_Stated exercise:_ Look through the listing below and give the number of lines that hold "this". Say nothing more.

_Supplied information:_
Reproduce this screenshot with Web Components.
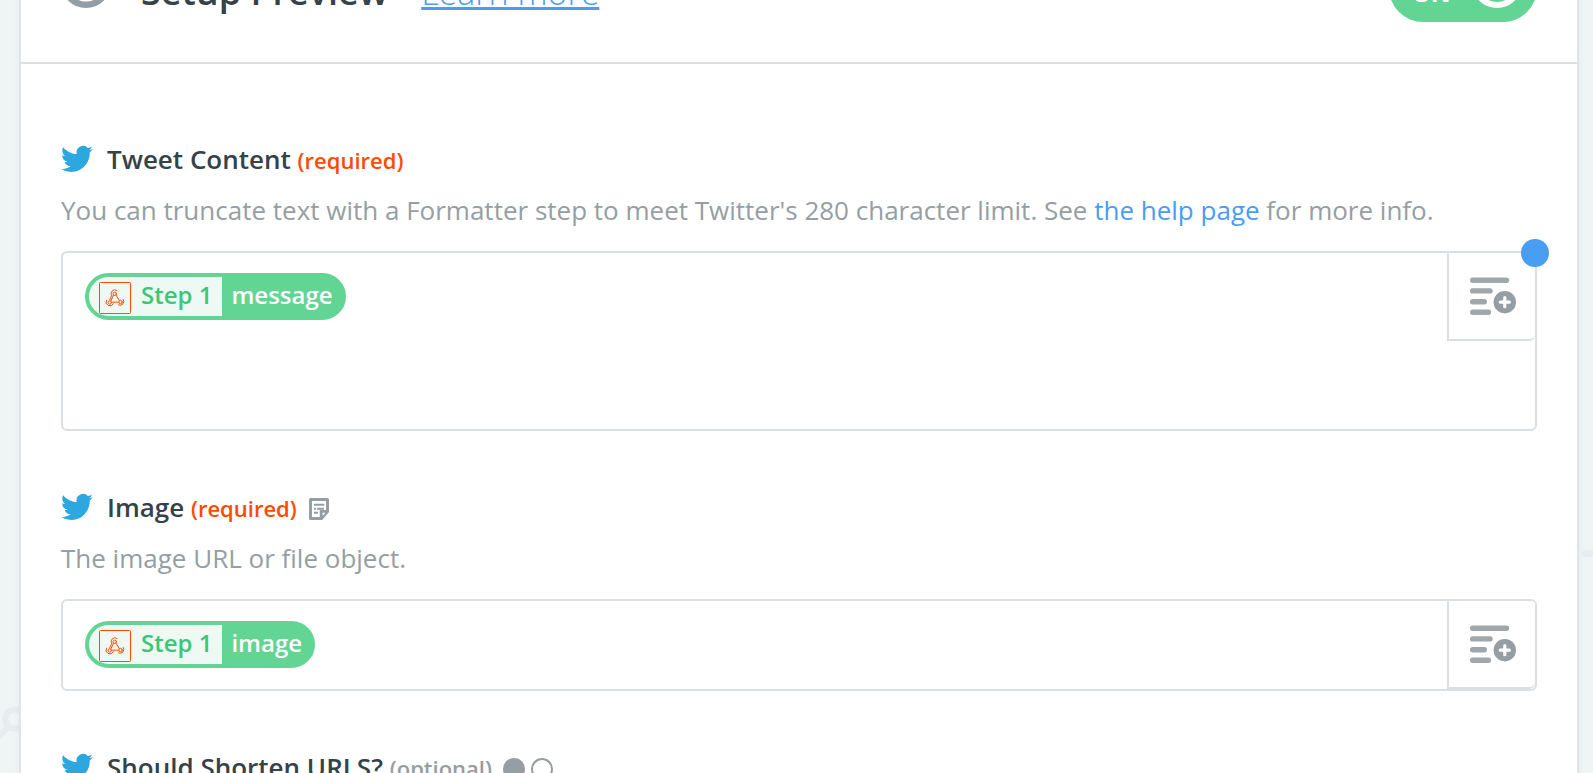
<!DOCTYPE html>
<html lang="en">
<head>
<meta charset="utf-8">
<title>Setup Preview</title>
<style>
  html, body { margin: 0; height: 100%; }
  body {
    overflow: hidden;
    background: #eff4f5;
    color: #354249;
    font-family: "Open Sans", "Noto Sans", sans-serif;
    font-size: 26px;
    --grey: #959ea2;
    --line: #d9dfe2;
    --orange: #ff4a00;
    --green: #62d594;
    --blue: #499df3;
  }
</style>
</head>
<body>
<setup-page>
  <setup-header slot="header" heading="Setup Preview" link="Learn more"></setup-header>
  <form-field label="Tweet Content" note="required">
    <span slot="help">You can truncate text with a Formatter step to meet Twitter's 280 character limit. See <help-link>the help page</help-link> for more info.</span>
    <token-input name="Tweet Content" size="large" alert><step-token step="Step 1">message</step-token></token-input>
  </form-field>
  <form-field label="Image" note="required" kind="file">
    <span slot="help">The image URL or file object.</span>
    <token-input name="Image"><step-token step="Step 1">image</step-token></token-input>
  </form-field>
  <form-field label="Should Shorten URLS?" note="optional" kind="boolean"></form-field>
</setup-page>

<script>
const define = (name, render) => customElements.define(name, class extends HTMLElement {
  constructor() {
    super();
    this.attachShadow({ mode: 'open' });
  }
  connectedCallback() {
    this.shadowRoot.innerHTML = render(this);
  }
});

define('setup-page', () => `
<style>
  :host { display: block; position: relative; height: 100vh; overflow: hidden; }
  .decor { position: absolute; }
  .link { left: 0; bottom: 28px; }
  .bar { right: 0; top: 550px; }
  main {
    position: relative; min-height: 100vh; margin: 0 14px 0 19px; box-sizing: border-box;
    border: solid #dfe4e7; border-width: 0 2px; background: #fff;
    box-shadow: 0 0 6px rgba(60, 80, 90, .06);
  }
  /* the panel is scrolled so that only the foot of its header shows */
  ::slotted(setup-header) { margin-top: -96px; }
  .fields { display: flex; flex-direction: column; gap: 60px; padding: 79px 40px 0; }
</style>
<svg class="decor link" width="30" height="42" fill="none" stroke="#e8ecef" stroke-width="6"><circle cx="15" cy="16" r="9.6"/><path d="M9 23-4 36"/></svg>
<svg class="decor bar" width="11" height="7"><rect width="24" height="7" rx="3.5" fill="#e8ecef"/></svg>
<main><slot name="header"></slot><div class="fields"><slot></slot></div></main>`);

define('setup-header', el => `
<style>
  :host { display: block; }
  header { display: flex; align-items: center; height: 158px; padding: 0 40px; border-bottom: 2px solid var(--line); }
  .text { display: flex; align-items: baseline; gap: 33px; flex: 1; margin-left: 30px; padding-top: 18px; }
  h1 { margin: 0; font-size: 36px; line-height: 44px; font-weight: 600; }
  a { color: var(--blue); font-size: 34px; line-height: 44px; font-weight: 300; text-decoration-thickness: 3px; text-underline-offset: 2px; text-decoration-skip-ink: none; }
  button {
    display: flex; align-items: center; justify-content: space-between; width: 148px; height: 78px;
    padding: 0 15px 0 23px; border: 0; border-radius: 34px; background: var(--green);
    color: #fff; font: 700 24px/32px "Open Sans", sans-serif;
  }
  button span { padding-top: 20px; }
</style>
<header>
  <svg width="50" height="50" aria-hidden="true"><circle cx="25" cy="25" r="21.8" fill="none" stroke="#959ea2" stroke-width="6.400"/></svg>
  <div class="text"><h1>${el.getAttribute('heading')}</h1><a href="#learn">${el.getAttribute('link')}</a></div>
  <button type="button" role="switch" aria-checked="true"><span>ON</span>
    <svg width="50" height="50" aria-hidden="true"><circle cx="25" cy="25" r="22" fill="none" stroke="#fff" stroke-width="6"/></svg>
  </button>
</header>`);

const kindIcons = {
  file: `<svg width="20" height="22" viewBox="0 0 20 22" fill="none" stroke="#959ea2" aria-hidden="true">
    <path d="M1.500 1.500h17v12l-6 7h-11z" stroke-width="3" stroke-linejoin="round"/>
    <path d="M5 6.700h10.300M5 10.700h2M8 10.700h7M5 14.800h4" stroke-width="2"/>
    <path d="M11.500 20.500v-7.800h7.500z" fill="#959ea2" stroke-width="1.500" stroke-linejoin="round"/><path d="M13.600 14.700h2.800l-2.800 3.300z" fill="#fff" stroke="none"/></svg>`,
  boolean: `<svg width="50" height="22" viewBox="0 0 50 22" aria-hidden="true"><circle cx="11" cy="11" r="11" fill="#959ea2"/><circle cx="39" cy="11" r="10" fill="none" stroke="#959ea2" stroke-width="2"/></svg>`
};

define('form-field', el => {
  const note = el.getAttribute('note');
  return `
<style>
  :host { display: block; }
  .label { display: flex; align-items: center; height: 32px; margin-bottom: 18px; }
  .bird { margin-right: 14px; }
  h2 { margin: 0; font-size: 26px; line-height: 32px; font-weight: 600; white-space: nowrap; }
  small { font-size: 22px; line-height: 32px; color: var(--grey); }
  small.required { color: var(--orange); }
  .kind { display: flex; margin-left: 12px; padding-top: 4px; }
  .boolean { margin-left: 11px; }
  .help { display: block; margin-bottom: 24px; line-height: 34px; color: var(--grey); }
</style>
<div class="label">
  <svg class="bird" width="32" height="32" viewBox="0 0 24 24" aria-hidden="true"><path fill="#2ca7e0" d="M23.953 4.57a10 10 0 01-2.825.775 4.958 4.958 0 002.163-2.723c-.951.555-2.005.959-3.127 1.184a4.92 4.92 0 00-8.384 4.482C7.69 8.095 4.067 6.13 1.64 3.162a4.822 4.822 0 00-.666 2.475c0 1.71.87 3.213 2.188 4.096a4.904 4.904 0 01-2.228-.616v.06a4.923 4.923 0 003.946 4.827 4.996 4.996 0 01-2.212.085 4.936 4.936 0 004.604 3.417 9.867 9.867 0 01-6.102 2.105c-.39 0-.779-.023-1.17-.067a13.995 13.995 0 007.557 2.209c9.053 0 13.998-7.496 13.998-13.985 0-.21 0-.42-.015-.63A9.935 9.935 0 0024 4.59z"/></svg>
  <h2>${el.getAttribute('label')} <small class="${note}">(${note})</small></h2>
  ${el.hasAttribute('kind') ? `<span class="kind ${el.getAttribute('kind')}">${kindIcons[el.getAttribute('kind')]}</span>` : ''}
</div>
<div class="help"><slot name="help"></slot></div>
<slot></slot>`;
});

define('help-link', () => `
<style>a { color: var(--blue); text-decoration: none; }</style><a href="#help"><slot></slot></a>`);

define('token-input', el => `
<style>
  :host { display: flex; position: relative; border: 2px solid var(--line); border-radius: 6px; min-height: 88px; background: #fff; }
  :host([size=large]) { min-height: 176px; }
  .box { flex: 1; padding: 20px 22px; outline: none; }
  button {
    display: grid; place-items: center; align-self: flex-start; box-sizing: border-box; width: 88px; height: 88px;
    padding: 0 0 0 2px; background: #fff; border: solid var(--line); border-width: 0 0 2px 2px; border-radius: 0 4px 6px 0;
  }
  .dot { position: absolute; top: -14px; right: -14px; width: 28px; height: 28px; border-radius: 50%; background: var(--blue); }
</style>
<div class="box" role="textbox" tabindex="0" aria-label="${el.getAttribute('name')}"><slot></slot></div>
<button type="button" aria-label="Insert a field">
  <svg width="46" height="38" viewBox="0 0 46 38" aria-hidden="true">
    <g stroke="#9fa7aa" stroke-width="5.400" stroke-linecap="round"><path d="M2.700 3.200h33.800M2.700 13.900h17.300M2.700 24.700h11.600M2.700 35.200h15.700"/></g>
    <circle cx="34.800" cy="25.200" r="11.200" fill="#959ea2"/><path d="M30.300 25.200h9M34.800 20.700v9" stroke="#fff" stroke-width="3.200" stroke-linecap="round"/>
  </svg>
</button>
${el.hasAttribute('alert') ? '<span class="dot"></span>' : ''}`);

define('step-token', el => `
<style>
  :host {
    display: inline-flex; box-sizing: border-box; vertical-align: top; height: 47px; overflow: hidden;
    border: 4px solid var(--green); border-radius: 24px; background: var(--green);
    color: #fff; font-size: 24px; font-weight: 600; line-height: 35px;
  }
  .step { display: flex; gap: 10px; padding: 0 10px; background: #eef9f4; color: #3cc677; }
  .step svg { margin-top: 5px; }
  .name { padding: 0 9px; }
</style>
<span class="step">
  <svg width="32" height="32" viewBox="0 0 32 32" fill="none" stroke="#ff4a00" aria-hidden="true">
    <rect x=".5" y=".5" width="31" height="31" rx="1"/>
    <g stroke-linecap="round" stroke-linejoin="round">
      <circle cx="15.700" cy="11.800" r="1.700"/><circle cx="10.800" cy="20.500" r="1.700"/><circle cx="21.500" cy="20" r="1.700"/>
      <path d="M18 8.400a3.800 3.800 0 0 0-5.300 5.200l-2 4.200M17 13.200l3.200 5.200M14.500 13.200l-2.600 5.600"/>
      <path d="M7.400 18.200a3.800 3.800 0 0 0 6.900 3.600M12.700 20.200h6.600"/>
      <path d="M19.600 23a3.800 3.800 0 0 0 4.600-5.600"/>
    </g>
  </svg>
  <span>${el.getAttribute('step')}</span>
</span>
<span class="name"><slot></slot></span>`);
</script>
</body>
</html>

_Exercise response:_ 3